Over the past few decades, “social sorting” has taken hold in American politics, Federico says. Thirty years ago, the political spectrum had more moderates that still identified with either party: conservative Democrats and liberal Republicans held office. Now, Democrats tend to be liberal, and Republicans conservative, marching over time to opposite ends of the ideological spectrum. At the same time, the Republican party has become whiter and more religious, while the Democratic party has become more diverse and more ambivalent to religion.

So when Americans watch the presidential and vice presidential candidates go at each other’s throats on stage, “that bickering reminds people of partisan differences, first of all. And at the same time, those partisan differences overlap with a lot of other social differences,” says Federico. “And when different sorts of group conflicts overlap with one another, they tend to be felt in a more intense way. People start to feel a lot more difference between members of their own group and members of other groups.”

That is, Democrats and Republicans are “othering” the people of their opposing party, amplifying not just ideological differences, but racial and religious ones as well. Over the last quarter century, political scientists have seen that Americans have grown increasingly disdainful of the party that’s in opposition to their own. But, paradoxically, “as much as America has become a more partisan place, there's good evidence that Americans in general don't like rough-and-tumble partisanship,” Federico says.

Americans seem confused, I know. But it gets even more confusing. “More recently, there's been some research into this question of whether people really dislike the ‘out’ party,” says Federico, meaning the opposing party, “or whether they just dislike people they perceive to be overly engaged in partisan politics.”

“As it turns out,” he continues, “there's some good evidence that while people don't mind someone being a Democrat or a Republican, what they don't really like is when people are kind of in your face about it, and overly contentious.” But in the debates, what we’ve seen is this contentiousness, writ about as large as you can write it. “People really just don't like this rabid partisanship—very active or hostile partisanship—when you dig into it,” says Federico. “And what we saw in that debate, especially frankly on the side of the president, was just a perfect example of that. It's what a lot of people don't like.”

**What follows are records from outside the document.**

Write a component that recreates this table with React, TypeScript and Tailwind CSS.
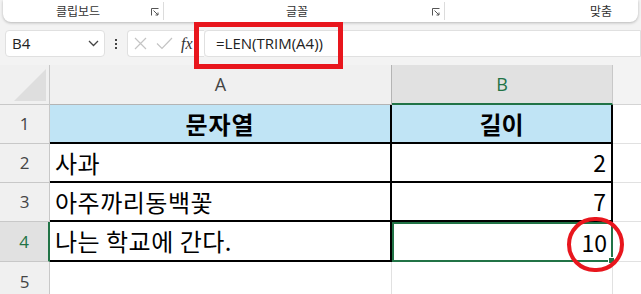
import React from 'react';

const kr = { fontFamily: '"Noto Sans CJK KR", "Noto Sans", sans-serif' };
const ui = { fontFamily: '"Open Sans", "Noto Sans CJK KR", sans-serif' };

const Launcher = () => (
  <svg width="8" height="8" viewBox="0 0 8 8" className="text-[#555]">
    <path d="M0.5 7.5V0.5H7.5" fill="none" stroke="currentColor" strokeWidth="1" />
    <path d="M2.5 2.5L7 7M7 4.5V7H4.5" fill="none" stroke="currentColor" strokeWidth="1" />
  </svg>
);

const rows = [
  { n: '2', a: '사과', b: '2' },
  { n: '3', a: '아주까리동백꽃', b: '7' },
];

const App = () => {
  return (
    <div className="relative w-[641px] h-[294px] overflow-hidden bg-[#f3f3f3]" style={ui}>
      {/* Ribbon group labels */}
      <div className="mx-[3px] h-[22px] bg-white rounded-b-lg shadow-[0_1px_3px_rgba(0,0,0,0.25)] flex text-[12px] text-[#333]" style={kr}>
        <div className="w-[160px] relative flex items-center justify-center pr-[10px]">
          클립보드
          <span className="absolute right-[4px] top-[8px] flex"><Launcher /></span>
        </div>
        <div className="w-px my-[2px] bg-[#dcdcdc]" />
        <div className="w-[280px] relative flex items-center justify-center pr-[14px]">
          글꼴
          <span className="absolute right-[4px] top-[8px] flex"><Launcher /></span>
        </div>
        <div className="w-px my-[2px] bg-[#dcdcdc]" />
        <div className="flex-1 flex items-center justify-end pr-[26px]">맞춤</div>
      </div>

      {/* Formula bar */}
      <div className="mt-[8px] h-[27px] flex items-stretch">
        <div className="ml-[5px] w-[100px] bg-white border border-[#e0e0e0] rounded-[4px] flex items-center justify-between pl-[6px] pr-[5px] text-[15px] text-[#222]">
          <span>B4</span>
          <svg width="11" height="7" viewBox="0 0 11 7"><path d="M1 1L5.5 5.5L10 1" fill="none" stroke="#444" strokeWidth="1.3" /></svg>
        </div>
        <div className="w-[22px] flex flex-col items-center justify-center gap-[2px]">
          <span className="w-[2px] h-[2px] bg-[#444]" />
          <span className="w-[2px] h-[2px] bg-[#444]" />
          <span className="w-[2px] h-[2px] bg-[#444]" />
        </div>
        <div className="w-[77px] bg-white border border-[#e0e0e0] border-r-0 rounded-l-[4px] flex items-center pl-[6px] gap-[9px]">
          <svg width="13" height="13" viewBox="0 0 13 13"><path d="M1 1L12 12M12 1L1 12" stroke="#c4c4c4" strokeWidth="1.2" /></svg>
          <svg width="17" height="13" viewBox="0 0 17 13"><path d="M1 6.5L6 11.5L16 1" fill="none" stroke="#c4c4c4" strokeWidth="1.2" /></svg>
          <span className="italic text-[16px] text-[#333] -ml-[1px]" style={{ fontFamily: '"Liberation Serif", serif' }}>fx</span>
        </div>
        <div className="flex-1 bg-white border border-[#e0e0e0] rounded-l-[4px] flex items-center pl-[11px] text-[15px] text-[#222]">
          =LEN(TRIM(A4))
        </div>
      </div>

      {/* Sheet grid */}
      <div className="mt-[8px] grid grid-cols-[50px_342px_221px_1fr] grid-rows-[40px_39px_39px_39px_40px_40px] bg-white" style={kr}>
        <div className="bg-[#f0f0f0] border-r border-b border-[#c8c8c8] flex items-end justify-end p-[3px]">
          <div className="w-0 h-0 border-l-[32px] border-l-transparent border-b-[32px] border-b-[#dedede]" />
        </div>
        <div className="bg-[#f0f0f0] border-r border-b border-[#b4b4b4] flex items-center justify-center text-[18px] text-[#444]" style={ui}>A</div>
        <div className="bg-[#e1e1e1] border-r border-[#c8c8c8] border-b-2 border-b-[#217346] flex items-center justify-center text-[18px] text-[#217346]" style={ui}>B</div>
        <div className="bg-[#f3f3f3] border-b border-[#d4d4d4]" />

        {/* row 1 */}
        <div className="bg-[#f0f0f0] border-r border-b border-[#c8c8c8] flex items-center justify-center text-[17px] text-[#444]" style={ui}>1</div>
        <div className="bg-[#c0e4f5] border-r-2 border-b-2 border-black flex items-center justify-center text-[24px] font-bold text-black tracking-[1px]">문자열</div>
        <div className="bg-[#c0e4f5] border-r-2 border-b-2 border-black flex items-center justify-center text-[24px] font-bold text-black">길이</div>
        <div className="border-b border-[#e1e1e1]" />

        {rows.map((r) => (
          <React.Fragment key={r.n}>
            <div className="bg-[#f0f0f0] border-r border-b border-[#c8c8c8] flex items-center justify-center text-[17px] text-[#444]" style={ui}>{r.n}</div>
            <div className="border-r-2 border-b-2 border-black flex items-center pl-[5px] text-[24px] text-black tracking-[0.5px]">{r.a}</div>
            <div className="border-r-2 border-b-2 border-black flex items-center justify-end pr-[5px] text-[23px] text-black">{r.b}</div>
            <div className="border-b border-[#e1e1e1]" />
          </React.Fragment>
        ))}

        {/* row 4 */}
        <div className="bg-[#e1e1e1] border-r-2 border-r-[#217346] border-b border-[#c8c8c8] flex items-center justify-center text-[17px] text-[#217346]" style={ui}>4</div>
        <div className="border-r-2 border-b-2 border-black flex items-center pl-[5px] text-[24px] text-black tracking-[0.5px]">나는 학교에 간다.</div>
        <div className="border-2 border-[#217346] flex items-center justify-end pr-[4px] text-[23px] text-black">10</div>
        <div className="border-b border-[#e1e1e1]" />

        {/* row 5 */}
        <div className="bg-[#f0f0f0] border-r border-[#c8c8c8] flex items-center justify-center text-[17px] text-[#444]" style={ui}>5</div>
        <div className="border-r border-[#e1e1e1]" />
        <div className="border-r border-[#e1e1e1]" />
        <div />
      </div>

      {/* fill handle */}
      <div className="absolute left-[608px] top-[257px] w-[7px] h-[7px] bg-[#217346] border border-white" />

      {/* red annotations */}
      <div className="absolute left-[194px] top-[22px] w-[149px] h-[47px] border-[5px] border-[#e8161d]" />
      <div className="absolute left-[567px] top-[217px] w-[57px] h-[55px] rounded-full border-[4px] border-[#e8161d]" />
    </div>
  );
};

export default App;
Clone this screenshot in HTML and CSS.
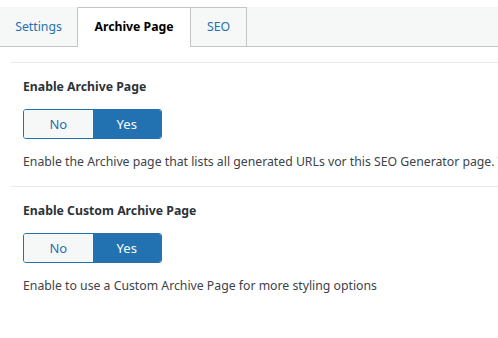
FILE: index.html
```html
<!DOCTYPE html>
<html>
<head>
<meta charset="utf-8">
<link rel="stylesheet" href="styles.css">
</head>
<body>
<div class="page">
  <nav class="tabs">
    <a class="tab tab-settings">Settings</a>
    <a class="tab tab-archive active">Archive Page</a>
    <a class="tab tab-seo">SEO</a>
  </nav>
  <div class="panel">
    <div class="field">
      <div class="label">Enable Archive Page</div>
      <div class="toggle">
        <span class="opt opt-no">No</span>
        <span class="opt opt-yes">Yes</span>
      </div>
      <div class="desc">Enable the Archive page that lists all generated URLs vor this SEO Generator page. The</div>
    </div>
    <div class="field">
      <div class="label">Enable Custom Archive Page</div>
      <div class="toggle">
        <span class="opt opt-no">No</span>
        <span class="opt opt-yes">Yes</span>
      </div>
      <div class="desc">Enable to use a Custom Archive Page for more styling options</div>
    </div>
  </div>
</div>
</body>
</html>
```
FILE: styles.css
```css
html, body {
  margin: 0;
  padding: 0;
  background: #ffffff;
  overflow: hidden;
}
body {
  font-family: "Noto Sans", "Open Sans", sans-serif;
  font-size: 12.25px;
  color: #3c434a;
}
.page {
  width: 498px;
  height: 338px;
  overflow: hidden;
  padding-top: 7px;
  box-sizing: border-box;
}
.tabs {
  display: flex;
  height: 39px;
  background: #f6f7f7;
  border-bottom: 1px solid #c3c4c7;
}
.tab {
  display: flex;
  align-items: center;
  justify-content: center;
  box-sizing: border-box;
  height: 39px;
  padding-bottom: 1px;
  color: #2271b1;
  background: #f6f7f7;
  border-right: 1px solid #c3c4c7;
  border-top: 1px solid #c3c4c7;
  font-size: 12.25px;
  cursor: pointer;
}
.tab-settings {
  width: 78px;
  border-top-color: transparent;
}
.tab-archive {
  width: 113px;
}
.tab-seo {
  width: 56px;
}
.tab.active {
  background: #ffffff;
  color: #000000;
  font-weight: 700;
  height: 40px;
  padding-bottom: 2px;
  margin-bottom: -1px;
}
.panel {
  margin: 15px 0 0 11px;
}
.field {
  border-top: 1px solid #ebebeb;
  padding: 15px 0 15px 12px;
}
.label {
  font-weight: 700;
  line-height: 18px;
  color: #2c3338;
}
.toggle {
  display: flex;
  width: 139px;
  height: 30px;
  margin-top: 13px;
  border: 1px solid #2271b1;
  border-radius: 3px;
  box-sizing: border-box;
  overflow: hidden;
}
.opt {
  flex: 1;
  display: flex;
  align-items: center;
  justify-content: center;
  font-size: 13px;
}
.opt-no {
  background: #f6f7f7;
  color: #2271b1;
}
.opt-yes {
  background: #2271b1;
  color: #ffffff;
}
.desc {
  margin-top: 14px;
  line-height: 18px;
  white-space: nowrap;
}
```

And finally, the presidential debate was traumatizing in both its tone and its content. When given a chance, Trump not only refused to condemn white supremacists, but he told the Proud Boys, which the Southern Poverty Law Center designates as a hate group, to “stand back and stand by.” It was a shocking statement from a political leader, a man expected to set the norms not just for his party but society at large. He also cast doubt on the integrity of an election that’s just a month away, feeding a kind of anxious uncertainty about what’s going to happen on November 3.

For viewers, these kinds of statements are frightening, says Druckman, of Northwestern. “References by Trump that ostensibly support white supremacy and the invalidity of the electoral process surely cause anxiety by introducing threat and uncertainty, respectively,” he says.

And these statements have very real societal consequences: We want to keep the Proud Boys on the margins, not bring them into the mainstream with a presidential shout-out. “If you have a breakdown in the willingness of political leaders to sort of police the boundary between what is acceptable political expression and what is not, then you really start to have a problem on your hands,” says Federico. “Trump in general is a norm breaker, but an especially important norm that he seems to have weakened is the proscription, so to speak, on overt racism, on outright expressions of white supremacy. He's weakened our norms against these things.”

If Trump ends up agreeing to the virtual debate next week, might the physical distance between the candidates help? Maybe we’ll get fewer interruptions. But it won’t fix the underlying toxicity of American partisan politics. “On the whole,” says Federico, “I would say that I'm somewhat skeptical that there's really anything they can do, in terms of structuring the debates, to prevent it from being acrimonious.”